The obvious question raised is: Why would any repairer sign up to be a member of these programs when the insurer has no overt obligation to do anything on behalf of the repair facility? The only sensible answer is that the repairer believes becoming a member of the DRP will drive more work to its shop. And therein lies the rub.

Steering in disguise

Some state laws prohibit insurers from forcing consumers to have their cars repaired at particular body shops. Engaging in that conduct is called “steering”, and there are anti-steering statutes to prevent insurers from removing free choice and free enterprise from customers of the repair industry. Nonetheless, while insurers are quick to say that they do not require claimants to patronize particular shops, they do strongly recommend the use of repair facilities within their provider programs. Claimants are frequently told that, while they are free to select any shop of their choosing, the insurer will only “guarantee” the repair work of a DRP facility. The insurer’s “guarantee” is material to most claimants and has the effect of steering their work to DRP facilities and away from independent shops. So, whether the insurer insists you take your vehicle to a particular shop or lures you there with guarantee promises that sound as if you will get more than taking your car elsewhere, the end result is the same. You elected a shop which has pre-negotiated with the insurer to repair your car using generic or salvage parts, is required to identify and charge you for purported increases in value to your car, and has promised to insulate the insurer from liability for the work performed.

Insurers are not actually guaranteeing repair work.

Although claimants are told the insurer will be “guaranteeing” the repair work, the insurer does not actually guarantee that work. Instead, under these DRP arrangements, the shop is required to perform that repair in a workmanlike manner – which state common law already requires of all repair facilities, irrespective of whether they are DRP shops, and it is the shop, not the insurer, who guarantees the work. Insurers do not guarantee that the method of repair is safe, nor do they guarantee how the repair is performed.

The only aspect of the repair that the insurer actually “guarantees” is limited to the parts used – and then it only covers the generic ones. Under DRP arrangements insurers require repair facilities to write estimates using aftermarket and salvage parts. Parts made by the original equipment manufacturer (OEM) are excluded from the promises insurers make about the repair.

Yet, even these generic parts are not fully covered in the guarantee.
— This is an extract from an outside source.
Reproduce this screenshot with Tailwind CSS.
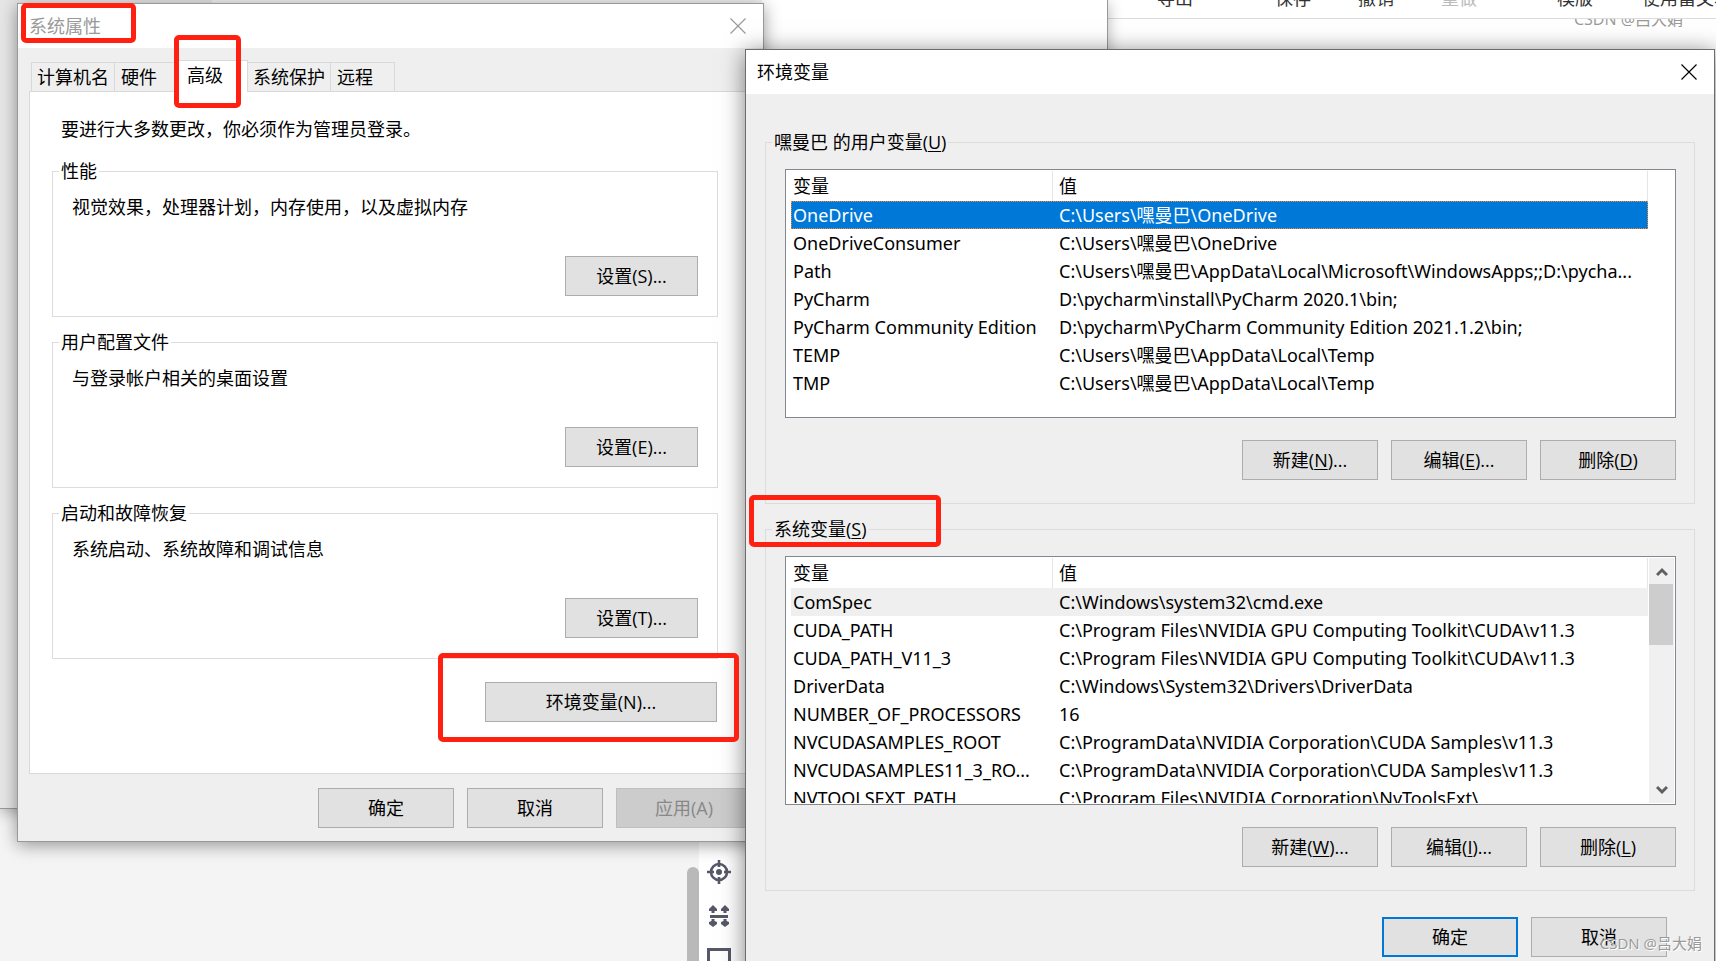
<!DOCTYPE html>
<html lang="zh-CN">
<head>
<meta charset="utf-8">
<title>环境变量</title>
<script src="https://cdn.jsdelivr.net/npm/@tailwindcss/browser@4"></script>
</head>
<body class="relative h-screen overflow-hidden bg-[#f4f4f4] font-['Open_Sans','Noto_Sans_CJK_SC',sans-serif] text-[18px] leading-6 text-black">

<!-- Editor page behind the dialogs -->
<div class="absolute inset-y-0 right-0 left-[699px] bg-white">
  <header class="flex h-[19px] items-end overflow-hidden border-b border-[#dcdcdc] pb-2 pl-[458px] whitespace-nowrap text-[#333]">
    <button class="mr-[82px] shrink-0">导出</button>
    <button class="mr-[47px] shrink-0">保存</button>
    <button class="mr-[47px] shrink-0">撤销</button>
    <button class="mr-20 shrink-0 text-[#bbb]" disabled>重做</button>
    <button class="mr-[49px] shrink-0">模版</button>
    <button class="shrink-0">使用富文本</button>
  </header>
  <div class="flex h-5 items-start justify-end overflow-hidden pr-[33px] text-[16px] text-[#999]"><span class="-mt-3">CSDN @吕大娟</span></div>
</div>
<div class="absolute top-[867px] bottom-0 left-[687px] w-3 rounded-t-full bg-[#b9b9b9]"></div>
<nav class="absolute top-[860px] left-[707px] flex flex-col gap-5 text-[#565869]" aria-label="工具">
  <button aria-label="定位"><svg class="block size-6" viewBox="0 0 24 24" fill="none" stroke="currentColor" stroke-width="2.6"><circle cx="12" cy="12" r="8"/><circle cx="12" cy="12" r="3" fill="currentColor" stroke="none"/><path d="M12 0v7M12 17v7M0 12h7M17 12h7"/></svg></button>
  <button aria-label="间距"><svg class="block size-6" viewBox="0 0 24 24" fill="currentColor"><path d="M3 11h18v3H3zM6 1l4 4v2H7.500v2h-3V7H2V5zM18 1l4 4v2h-2.500v2h-3V7H14V5zM6 23l-4-3v-2l2.500-1v-2h3v2l2.500 1v2zM18 23l-4-3v-2l2.500-1v-2h3v2l2.500 1v2z"/></svg></button>
  <button aria-label="面板"><svg class="block size-6" viewBox="0 0 24 24" fill="none" stroke="currentColor" stroke-width="3"><rect x="1.500" y="1.500" width="21" height="20"/><path d="M1 14h22" stroke-width="2" stroke="#a9aab3"/></svg></button>
</nav>

<!-- Settings window behind the dialogs -->
<div class="absolute top-0 left-0 flex h-[809px] w-[1108px] border-r border-b border-[#999] bg-white shadow-[0_3px_14px_rgba(0,0,0,0.3)]">
  <div class="w-[212px] bg-[#e6e6e6]"></div>
  <div class="w-[550px] bg-[#f2f2f2]"></div>
</div>

<!-- System properties -->
<section class="absolute top-[3px] left-[17px] w-[747px] border border-[#999] bg-[#efefef] shadow-[0_3px_16px_rgba(0,0,0,0.4)]" aria-label="系统属性">
  <header class="flex h-11 items-center justify-between bg-white pr-[17px] pl-[11px] text-[#999]">
    <h1>系统属性</h1>
    <button aria-label="关闭"><svg class="block size-4" viewBox="0 0 16 16" stroke="currentColor" stroke-width="1.200"><path d="M.5 .5l15 15M15.500 .5l-15 15"/></svg></button>
  </header>
  <div class="px-[11px] pt-3">
    <div class="flex items-end pl-[2px]" role="tablist">
      <button class="h-[29px] w-[83px] border-t border-l border-[#d9d9d9]" role="tab">计算机名</button>
      <button class="h-[29px] w-[65px] border-t border-l border-[#d9d9d9] pl-1.5 text-left" role="tab">硬件</button>
      <button class="relative -mb-px h-8 w-[69px] border-t border-r border-[#d9d9d9] bg-white pb-1 pl-2 text-left" role="tab" aria-selected="true">高级</button>
      <button class="h-[29px] w-[82px] border-t border-[#d9d9d9]" role="tab">系统保护</button>
      <button class="h-[29px] w-[65px] border-x border-t border-[#d9d9d9] pl-1.5 text-left" role="tab">远程</button>
    </div>
    <div class="border border-[#d9d9d9] bg-white pt-[25px] pr-[33px] pb-[51px] pl-[22px]" role="tabpanel">
      <p class="pl-[9px]">要进行大多数更改，你必须作为管理员登录。</p>
      <div class="mt-[18px] flex flex-col gap-[13px]">
        <fieldset class="h-[158px] border border-[#dcdcdc] pr-[19px] pl-[6px]">
          <legend class="px-[2px]">性能</legend>
          <p class="mt-3 pl-[13px]">视觉效果，处理器计划，内存使用，以及虚拟内存</p>
          <div class="mt-[37px] flex justify-end"><button class="h-10 w-[133px] border border-[#adadad] bg-[#e1e1e1]">设置(S)...</button></div>
        </fieldset>
        <fieldset class="h-[158px] border border-[#dcdcdc] pr-[19px] pl-[6px]">
          <legend class="px-[2px]">用户配置文件</legend>
          <p class="mt-3 pl-[13px]">与登录帐户相关的桌面设置</p>
          <div class="mt-[37px] flex justify-end"><button class="h-10 w-[133px] border border-[#adadad] bg-[#e1e1e1]">设置(E)...</button></div>
        </fieldset>
        <fieldset class="h-[158px] border border-[#dcdcdc] pr-[19px] pl-[6px]">
          <legend class="px-[2px]">启动和故障恢复</legend>
          <p class="mt-3 pl-[13px]">系统启动、系统故障和调试信息</p>
          <div class="mt-[37px] flex justify-end"><button class="h-10 w-[133px] border border-[#adadad] bg-[#e1e1e1]">设置(T)...</button></div>
        </fieldset>
      </div>
      <div class="mt-[23px] flex justify-end pr-px"><button class="h-10 w-[232px] border border-[#adadad] bg-[#e1e1e1]">环境变量(N)...</button></div>
    </div>
    <div class="flex justify-end gap-[13px] pt-[14px] pb-[13px]">
      <button class="h-10 w-[136px] border border-[#adadad] bg-[#e1e1e1]">确定</button>
      <button class="h-10 w-[136px] border border-[#adadad] bg-[#e1e1e1]">取消</button>
      <button class="h-10 w-[136px] border border-[#bfbfbf] bg-[#cccccc] text-[#888]" disabled>应用(A)</button>
    </div>
  </div>
</section>

<!-- Environment variables -->
<section class="absolute top-[49px] right-px left-[745px] border border-[#6d6d6d] bg-[#efefef] shadow-[0_3px_22px_rgba(0,0,0,0.5)]" aria-label="环境变量">
  <header class="flex h-11 items-center justify-between bg-white pr-[17px] pl-[11px]">
    <h1>环境变量</h1>
    <button aria-label="关闭"><svg class="block size-4" viewBox="0 0 16 16" stroke="currentColor" stroke-width="1.200"><path d="M.5 .5l15 15M15.500 .5l-15 15"/></svg></button>
  </header>
  <div class="flex flex-col gap-[13px] px-[19px] pt-9">
    <fieldset class="h-[374px] min-w-0 border border-[#dcdcdc] pr-[18px] pl-[6px]">
      <legend class="px-[2px]">嘿曼巴 的用户变量(<u class="underline-offset-2">U</u>)</legend>
      <div class="mt-[15px] ml-[13px] flex h-[249px] overflow-hidden border border-[#828790] bg-white py-px pr-[27px] pl-[5px]">
        <div class="min-w-0 flex-1 overflow-hidden">
          <table class="w-full table-fixed border-separate border-spacing-0 text-left font-['Noto_Sans','Noto_Sans_CJK_SC',sans-serif] leading-7 whitespace-nowrap">
            <colgroup><col class="w-[262px]"><col></colgroup>
            <thead><tr class="h-[30px]"><th class="border-r border-[#e5e5e5] pl-[2px] font-normal">变量</th><th class="border-r border-[#e5e5e5] pl-[6px] font-normal">值</th></tr></thead>
            <tbody>
              <tr class="h-7 bg-[#0078d7] text-white outline-1 -outline-offset-1 outline-dotted outline-[#ff8728]"><td class="pl-[2px]">OneDrive</td><td class="pl-[6px]">C:\Users\嘿曼巴\OneDrive</td></tr>
              <tr class="h-7"><td class="pl-[2px]">OneDriveConsumer</td><td class="pl-[6px]">C:\Users\嘿曼巴\OneDrive</td></tr>
              <tr class="h-7"><td class="pl-[2px]">Path</td><td class="pl-[6px]">C:\Users\嘿曼巴\AppData\Local\Microsoft\WindowsApps;;D:\pycha...</td></tr>
              <tr class="h-7"><td class="pl-[2px]">PyCharm</td><td class="pl-[6px]">D:\pycharm\install\PyCharm 2020.1\bin;</td></tr>
              <tr class="h-7"><td class="pl-[2px]">PyCharm Community Edition</td><td class="pl-[6px]">D:\pycharm\PyCharm Community Edition 2021.1.2\bin;</td></tr>
              <tr class="h-7"><td class="pl-[2px]">TEMP</td><td class="pl-[6px]">C:\Users\嘿曼巴\AppData\Local\Temp</td></tr>
              <tr class="h-7"><td class="pl-[2px]">TMP</td><td class="pl-[6px]">C:\Users\嘿曼巴\AppData\Local\Temp</td></tr>
            </tbody>
          </table>
        </div>
      </div>
      <div class="mt-[22px] flex justify-end gap-[13px]">
        <button class="h-10 w-[136px] border border-[#adadad] bg-[#e1e1e1]">新建(<u class="underline-offset-2">N</u>)...</button>
        <button class="h-10 w-[136px] border border-[#adadad] bg-[#e1e1e1]">编辑(<u class="underline-offset-2">E</u>)...</button>
        <button class="h-10 w-[136px] border border-[#adadad] bg-[#e1e1e1]">删除(<u class="underline-offset-2">D</u>)</button>
      </div>
    </fieldset>
    <fieldset class="h-[374px] min-w-0 border border-[#dcdcdc] pr-[18px] pl-[6px]">
      <legend class="px-[2px]">系统变量(<u class="underline-offset-2">S</u>)</legend>
      <div class="mt-[15px] ml-[13px] flex h-[249px] overflow-hidden border border-[#828790] bg-white py-px pr-px pl-[5px]">
        <div class="min-w-0 flex-1 overflow-hidden">
          <table class="w-full table-fixed border-separate border-spacing-0 text-left font-['Noto_Sans','Noto_Sans_CJK_SC',sans-serif] leading-7 whitespace-nowrap">
            <colgroup><col class="w-[262px]"><col></colgroup>
            <thead><tr class="h-[30px]"><th class="border-r border-[#e5e5e5] pl-[2px] font-normal">变量</th><th class="border-r border-[#e5e5e5] pl-[6px] font-normal">值</th></tr></thead>
            <tbody>
              <tr class="h-7 bg-[#efefef]"><td class="pl-[2px]">ComSpec</td><td class="pl-[6px]">C:\Windows\system32\cmd.exe</td></tr>
              <tr class="h-7"><td class="pl-[2px]">CUDA_PATH</td><td class="pl-[6px]">C:\Program Files\NVIDIA GPU Computing Toolkit\CUDA\v11.3</td></tr>
              <tr class="h-7"><td class="pl-[2px]">CUDA_PATH_V11_3</td><td class="pl-[6px]">C:\Program Files\NVIDIA GPU Computing Toolkit\CUDA\v11.3</td></tr>
              <tr class="h-7"><td class="pl-[2px]">DriverData</td><td class="pl-[6px]">C:\Windows\System32\Drivers\DriverData</td></tr>
              <tr class="h-7"><td class="pl-[2px]">NUMBER_OF_PROCESSORS</td><td class="pl-[6px]">16</td></tr>
              <tr class="h-7"><td class="pl-[2px]">NVCUDASAMPLES_ROOT</td><td class="pl-[6px]">C:\ProgramData\NVIDIA Corporation\CUDA Samples\v11.3</td></tr>
              <tr class="h-7"><td class="pl-[2px]">NVCUDASAMPLES11_3_RO...</td><td class="pl-[6px]">C:\ProgramData\NVIDIA Corporation\CUDA Samples\v11.3</td></tr>
              <tr class="h-7"><td class="pl-[2px]">NVTOOLSEXT_PATH</td><td class="pl-[6px]">C:\Program Files\NVIDIA Corporation\NvToolsExt\</td></tr>
            </tbody>
          </table>
        </div>
        <div class="ml-px flex w-[25px] flex-col bg-[#f0f0f0] text-[#606060]">
          <button class="flex h-[26px] items-center justify-center" aria-label="向上滚动"><svg class="block h-3 w-3" viewBox="0 0 12 12" fill="none" stroke="currentColor" stroke-width="3"><path d="M1 10l5-5 5 5"/></svg></button>
          <div class="mr-px h-[61px] bg-[#cdcdcd]"></div>
          <button class="mt-auto flex h-[26px] items-center justify-center" aria-label="向下滚动"><svg class="block h-3 w-3" viewBox="0 0 12 12" fill="none" stroke="currentColor" stroke-width="3"><path d="M1 3l5 5 5-5"/></svg></button>
        </div>
      </div>
      <div class="mt-[22px] flex justify-end gap-[13px]">
        <button class="h-10 w-[136px] border border-[#adadad] bg-[#e1e1e1]">新建(<u class="underline-offset-2">W</u>)...</button>
        <button class="h-10 w-[136px] border border-[#adadad] bg-[#e1e1e1]">编辑(<u class="underline-offset-2">I</u>)...</button>
        <button class="h-10 w-[136px] border border-[#adadad] bg-[#e1e1e1]">删除(<u class="underline-offset-2">L</u>)</button>
      </div>
    </fieldset>
  </div>
  <div class="flex justify-end gap-[13px] pt-[26px] pr-[47px] pb-5">
    <button class="h-10 w-[136px] border-2 border-[#0078d7] bg-[#e1e1e1]">确定</button>
    <button class="h-10 w-[136px] border border-[#adadad] bg-[#e1e1e1]">取消</button>
  </div>
</section>

<!-- Highlight frames -->
<div class="absolute top-[3px] left-[21px] h-10 w-[115px] rounded-[5px] border-5 border-[#ff2012]"></div>
<div class="absolute top-[35px] left-[174px] h-[73px] w-[67px] rounded-[5px] border-5 border-[#ff2012]"></div>
<div class="absolute top-[495px] left-[749px] h-[52px] w-[192px] rounded-[5px] border-5 border-[#ff2012]"></div>
<div class="absolute top-[653px] left-[438px] h-[89px] w-[301px] rounded-[5px] border-5 border-[#ff2012]"></div>

<div class="absolute right-[14px] bottom-1.5 text-[15px] text-[#999] [text-shadow:1px_1px_0_#fff]">CSDN @吕大娟</div>
</body>
</html>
Reviewing estimates and documents from several insurers demonstrates that some guarantee only the fit and corrosion resistance of the replacement part, not its performance. Others guarantee the performance of the part, but only after the claimant has exhausted attempts to have the manufacturer repair or replace the part under its own warranty. Makers of aftermarket parts are typically located in Asia and enforcement of a warranty is extremely difficult as a result. This was one of the primary issues in the aftermarket parts case, Avery v. State Farm Mutual Automobile Insurance Company, 321 Ill. App.3d 269, 254 Ill. Dec. 194, 746 N.E.2d 1242 (2001), appeal allowed, 201 Ill.2d 560, 271 Ill. Dec. 922, 786 N.E.2d 180 (2002), in which State Farm was found to have breached its insurance contracts with policy holders by guaranteeing replacement parts and later refusing to honor the guarantee until after the customers exhausted their warranty rights with the manufacturer. In the appellate decision, the Avery court found State Farm’s promise to repair or replace these parts was illusory.

Conflicts of interest

The significant problem with patronizing a DRP facility, however, is the conflict of interest the DRP relationship creates for the repairer in its obligations to customers. State consumer protection laws firmly establish the contract of repair is between the customer and the body shop. The insurer is not a party to that contract. However, DRP arrangements make the insurer more important to the body shop than the customer by virtue of the fact that the insurer will be a constant source of referral business, and the consumer’s interests can become secondary to the facility. For example, DRP arrangements often require the repair facility to look for and determine “betterment” to your vehicle and to collect that alleged increase in value directly from you. Ordinarily, the issue of betterment is addressed between the insurer and the claimant, and the repair facility would not be involved. With a DRP arrangement, however, the body shop is obligated to calculate betterment (which is in the insurer’s interest, not the customer’s) and collect it on behalf of the insurer. These arrangements clearly make the body shop responsive to the insurer, not to you — even though you are the legal customer. It is exactly these types of shifting loyalties and conflicting obligations that have members of the repair industry concerned. According to Wade Ebert, a Regional Director of the Alliance of Automotive Service Providers of Illinois and a principal of American Auto Body in Springfield, Illinois, if you patronize a DRP facility, “Someone is making concessions on your behalf, without your knowledge.”

Advice for consumers

Look warily at any insurer’s recommendation of a repair facility because the insurer is pushing you toward certain shops for its benefit, not necessarily yours. Ask the body shop if it is a member of the insurer’s direct repair program and, if so, to provide you with a copy of the document establishing that relationship and outlining the repairer’s obligations to the insurer. Remember, you are the customer in this repair contract and you are entitled to a proper repair from the shop you elect. If any shop balks at showing you the agreement it signed with the insurer, insist on obtaining a copy from the shop or the insurer directly. If neither party will produce a copy of the agreement for your records, take your vehicle to a different shop. After all, if this arrangement is really such a great thing for consumers, no party to it should have any concerns about showing it proudly to customers.